Van der Waals Ferroelectric CuCrP2S6-Enabled Hysteresis-Free Negative Capacitance Field-Effect Transistors

Abstract

The relentless pursuit of miniaturization and reduced power consumption in information technology demands innovative device architectures. Negative capacitance field-effect transistors (NC-FETs) offer a promising solution by harnessing the negative capacitance effect of ferroelectric materials to amplify gate voltage and achieve steep subthreshold swings (SS). In this work, 2D van der Waals (vdW) ferroelectric CuCrP₂S₆ (CCPS) is employed as the gate dielectric to realize hysteresis-free NC-FETs technology. Scanning microwave impedance microscopy (sMIM) is employed to investigate the dielectric property of CCPS, revealing a thickness-independent dielectric constant of ≈35. Subsequently, NC-FETs are fabricated with MoS₂ channel, and the capacitance matching conditions are meticulously investigated.
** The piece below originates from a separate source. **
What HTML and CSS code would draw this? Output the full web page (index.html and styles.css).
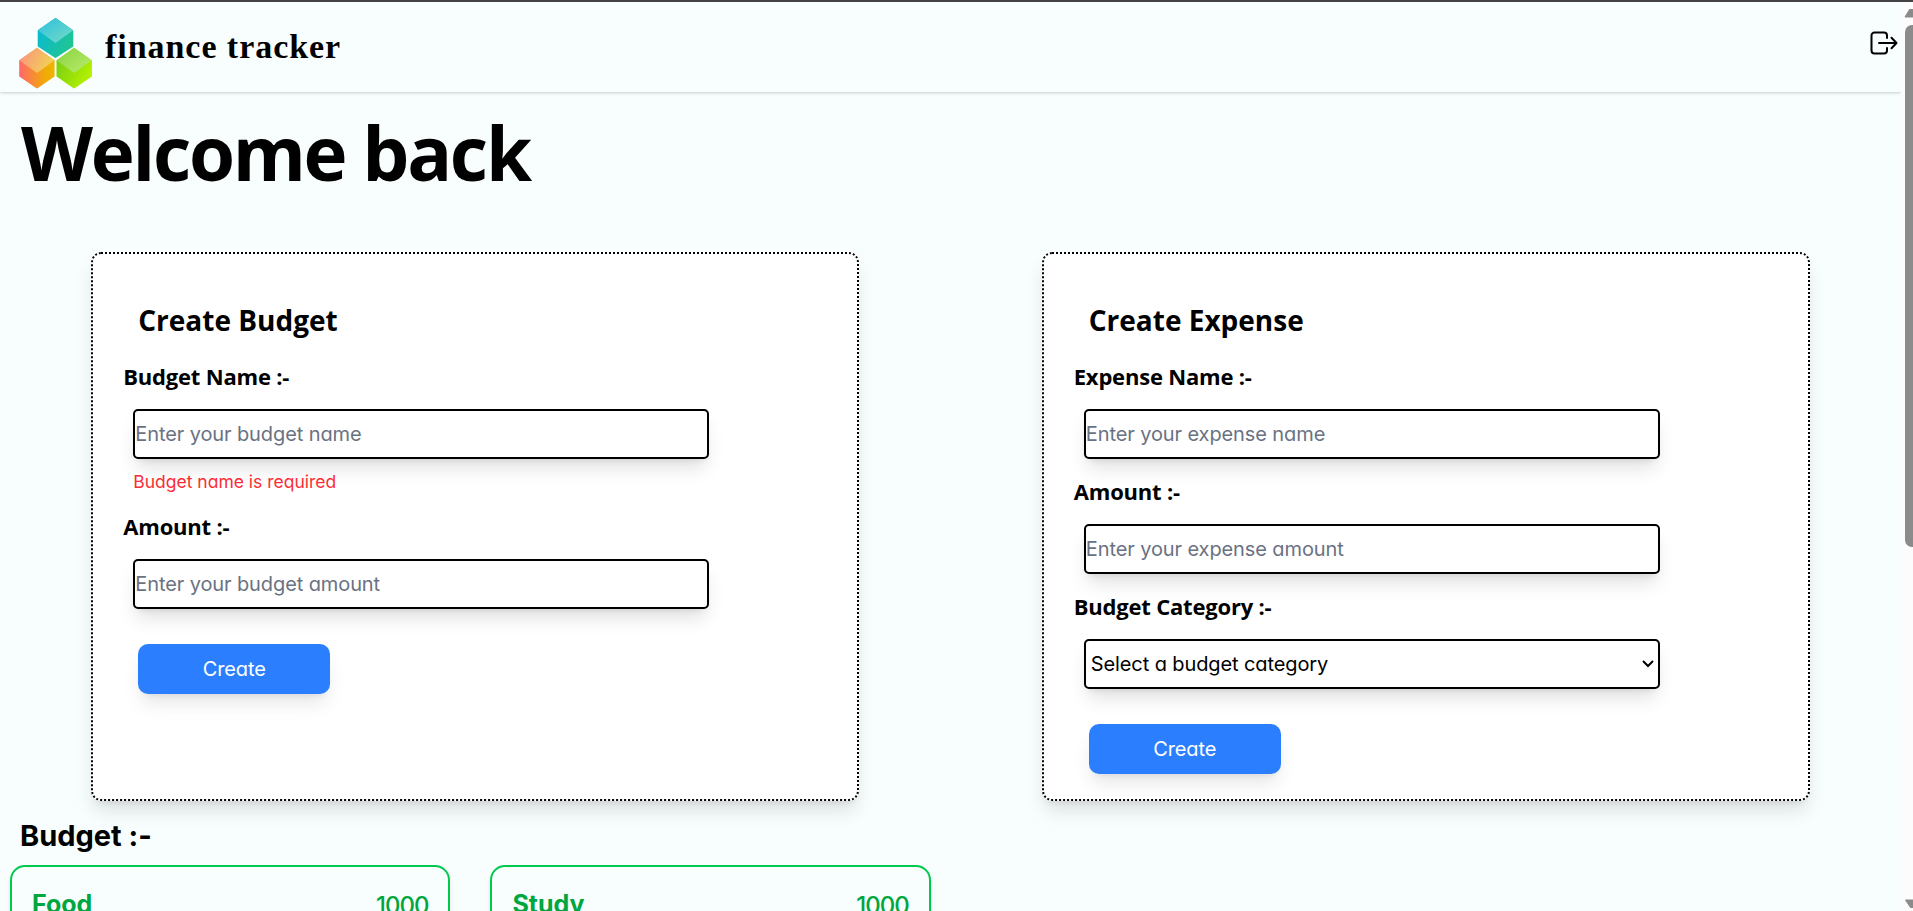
FILE: index.html
```html
<!DOCTYPE html>
<html lang="en">
<head>
<meta charset="utf-8">
<title>finance tracker</title>
<link rel="stylesheet" href="styles.css">
</head>
<body>
<div class="top-edge"></div>
<div class="viewport">
  <div class="page">
    <header class="navbar">
      <svg class="logo" viewBox="0 0 90 85" width="90" height="85">
        <defs>
          <linearGradient id="tealTop" x1="0" y1="0" x2="1" y2="1"><stop offset="0" stop-color="#2bbfe0"/><stop offset="1" stop-color="#78dcc4"/></linearGradient>
          <linearGradient id="teal" x1="0" y1="0" x2="1" y2="0.6"><stop offset="0" stop-color="#06b8dc"/><stop offset="1" stop-color="#20c593"/></linearGradient>
          <linearGradient id="orangeTop" x1="0" y1="0" x2="1" y2="0.4"><stop offset="0" stop-color="#fb8f83"/><stop offset="1" stop-color="#f2d055"/></linearGradient>
          <linearGradient id="orange" x1="0" y1="0" x2="1" y2="0"><stop offset="0" stop-color="#ff6a68"/><stop offset=".75" stop-color="#f0ab05"/><stop offset="1" stop-color="#efb400"/></linearGradient>
          <linearGradient id="limeTop" x1="0" y1="0" x2="1" y2="1"><stop offset="0" stop-color="#88d23f"/><stop offset="1" stop-color="#bced6e"/></linearGradient>
          <linearGradient id="lime" x1="0" y1="0" x2="1" y2="0.6"><stop offset="0" stop-color="#72c916"/><stop offset="1" stop-color="#b1f000"/></linearGradient>
        </defs>
        <g stroke-linejoin="round" stroke-width="2">
          <path d="M45.500 9L62.300 20.800V36L45.500 47L28.700 36V20.800Z" fill="url(#teal)" stroke="url(#teal)"/>
          <path d="M45.500 7.900L63.200 20.300L45.500 33L27.800 20.300Z" fill="url(#tealTop)"/>
          <path d="M27 39L43.600 50.800V66L27 77.300L10.200 66V50.800Z" fill="url(#orange)" stroke="url(#orange)"/>
          <path d="M27 37.900L44.500 50.300L27 63L9.300 50.300Z" fill="url(#orangeTop)"/>
          <path d="M64.100 39L80.900 50.800V66L64.100 77.300L47.500 66V50.800Z" fill="url(#lime)" stroke="url(#lime)"/>
          <path d="M64.100 37.900L81.800 50.300L64.100 63L46.600 50.300Z" fill="url(#limeTop)"/>
        </g>
      </svg>
      <span class="brand">finance tracker</span>
      <svg class="logout" viewBox="0 0 28 26" width="28" height="26" fill="none" stroke="#000" stroke-width="2" stroke-linecap="round" stroke-linejoin="round">
        <path d="M17 7V4.500a3 3 0 0 0-3-3H4.500a3 3 0 0 0-3 3v15a3 3 0 0 0 3 3h9.500a3 3 0 0 0 3-3V17"/>
        <path d="M9 12H26.500M21.500 6.800L26.500 12L21.500 17.200"/>
      </svg>
    </header>
    <h1 class="welcome">Welcome back</h1>
    <main class="forms">
      <section class="panel">
        <h2 class="panel-title">Create Budget</h2>
        <label class="label">Budget Name :-</label>
        <input class="field" placeholder="Enter your budget name">
        <p class="error">Budget name is required</p>
        <label class="label">Amount :-</label>
        <input class="field" placeholder="Enter your budget amount">
        <button class="create">Create</button>
      </section>
      <section class="panel">
        <h2 class="panel-title">Create Expense</h2>
        <label class="label">Expense Name :-</label>
        <input class="field" placeholder="Enter your expense name">
        <label class="label">Amount :-</label>
        <input class="field" placeholder="Enter your expense amount">
        <label class="label">Budget Category :-</label>
        <div class="field select">
          <span>Select a budget category</span>
          <svg width="12" height="8" viewBox="0 0 12 8" fill="none" stroke="#000" stroke-width="2"><path d="M1 1L6 6L11 1"/></svg>
        </div>
        <button class="create">Create</button>
      </section>
    </main>
    <h2 class="list-title">Budget :-</h2>
    <div class="budgets">
      <article class="budget"><span class="budget-name">Food</span><span class="budget-sum">1000</span></article>
      <article class="budget"><span class="budget-name">Study</span><span class="budget-sum">1000</span></article>
    </div>
  </div>
  <div class="scrollbar">
    <svg width="12" height="18" viewBox="0 0 12 18"><path d="M4 15L8.500 7.500H12V15Z" fill="#8b8b8b" stroke="#8b8b8b" stroke-linejoin="round"/></svg>
    <div class="thumb"></div>
    <svg class="down" width="12" height="12" viewBox="0 0 12 12"><path d="M4.500 1H12V8.500H9.500Z" fill="#8b8b8b" stroke="#8b8b8b" stroke-linejoin="round"/></svg>
  </div>
</div>
</body>
</html>
```
FILE: styles.css
```css
* { box-sizing: border-box; margin: 0; padding: 0; }
body {
  height: 911px;
  overflow: hidden;
  background: #f8fdfd;
  color: #000;
  font-family: Inter, sans-serif;
  font-feature-settings: "cv11";
}
.top-edge { height: 2px; background: #444; }
.viewport { display: flex; height: 909px; overflow: hidden; }
.page { width: 1901px; height: 909px; overflow: hidden; }
.navbar {
  display: flex;
  align-items: flex-start;
  height: 90px;
  padding: 8px 1px 0 10px;
  box-shadow: 0 1px 4px rgba(0,0,0,.1), 0 1px 2px rgba(0,0,0,.1);
}
.logo { flex: none; display: block; }
.brand {
  margin: 17px 0 0 5px;
  font: bold 34px/40px "Liberation Serif", serif;
  letter-spacing: .95px;
}
.logout { margin: 21px 2px 0 auto; }
.welcome {
  height: 160px;
  padding: 10px 0 0 21px;
  font: bold 74.5px/100px "Open Sans", sans-serif;
  letter-spacing: -2.3px;
}
.forms { display: grid; grid-template-columns: 1fr 1fr; justify-items: center; height: 550px; }
.panel {
  display: flex;
  flex-direction: column;
  align-items: flex-start;
  width: 768px;
  height: 549px;
  padding: 44px 30px 0;
  background: #fff;
  border: 2px dotted #000;
  border-radius: 10px;
  box-shadow: 0 12.5px 18.75px -3.75px rgba(0,0,0,.12), 0 5px 7.5px -5px rgba(0,0,0,.12);
}
.panel-title { height: 46px; margin-left: 15px; font: bold 28px/44px "Open Sans", sans-serif; }
.label { height: 65px; padding-top: 16px; font: bold 22px/32px "Open Sans", sans-serif; letter-spacing: -.2px; }
.field {
  flex: none;
  width: 576px;
  height: 50px;
  margin-left: 10px;
  background: #fff;
  border: 2px solid #000;
  border-radius: 5px;
  color: #000;
  font: 20px Inter, sans-serif;
  font-feature-settings: "cv11";
  letter-spacing: -.1px;
  box-shadow: 0 12.5px 18.75px -3.75px rgba(0,0,0,.12), 0 5px 7.5px -5px rgba(0,0,0,.12);
}
.field::placeholder { color: #6a7282; opacity: 1; }
.select { display: flex; align-items: center; justify-content: space-between; padding: 0 4px 0 5px; }
.error { height: 35px; padding: 9px 0 0 10px; color: #fb2c36; font-size: 17.5px; line-height: 28px; }
.create {
  width: 192px;
  height: 50px;
  margin: 35px 0 0 15px;
  background: #2b7fff;
  border: 0;
  border-radius: 10px;
  color: #fff;
  font: 20px Inter, sans-serif;
  font-feature-settings: "cv11";
  letter-spacing: -.1px;
  box-shadow: 0 12.5px 18.75px -3.75px rgba(0,0,0,.1), 0 5px 7.5px -5px rgba(0,0,0,.1);
}
.list-title { height: 63px; padding: 14px 0 0 20px; font-size: 29px; line-height: 40px; font-weight: 700; }
.budgets { display: flex; gap: 40px; padding-left: 10px; }
.budget {
  display: flex;
  flex: none;
  justify-content: space-between;
  align-items: flex-start;
  width: 440.4px;
  height: 120px;
  padding: 20px;
  border: 2px solid #00c950;
  border-radius: 15px;
  color: #00a63e;
  font-size: 25px;
  line-height: 35px;
  box-shadow: 0 4px 6px -1px rgba(0,0,0,.1);
}
.budget-name { font-weight: 700; }
.budget-sum { padding-top: 1px; font-size: 24px; font-weight: 500; letter-spacing: -1px; }
.scrollbar { display: flex; flex-direction: column; width: 12px; background: #fcfcfc; }
.scrollbar svg { flex: none; display: block; }
.thumb { width: 8px; height: 522px; margin: 5px 0 0 4px; border-radius: 7px 0 0 7px; background: #8b8b8b; }
.down { margin-top: auto; }
```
The optimized devices exhibit simultaneously ultra-steep SS (≈12 mV dec⁻¹) and negligible hysteresis, with immunity to both voltage scan range and scan rate. Finally, a resistor-loaded inverter is demonstrated manifesting a low operation voltage down to 0.2 V and hysteresis-free transfer characteristics. This work paves the way for the development of high-performance, low-power electronics by exploiting 2D vdW ferroelectric materials.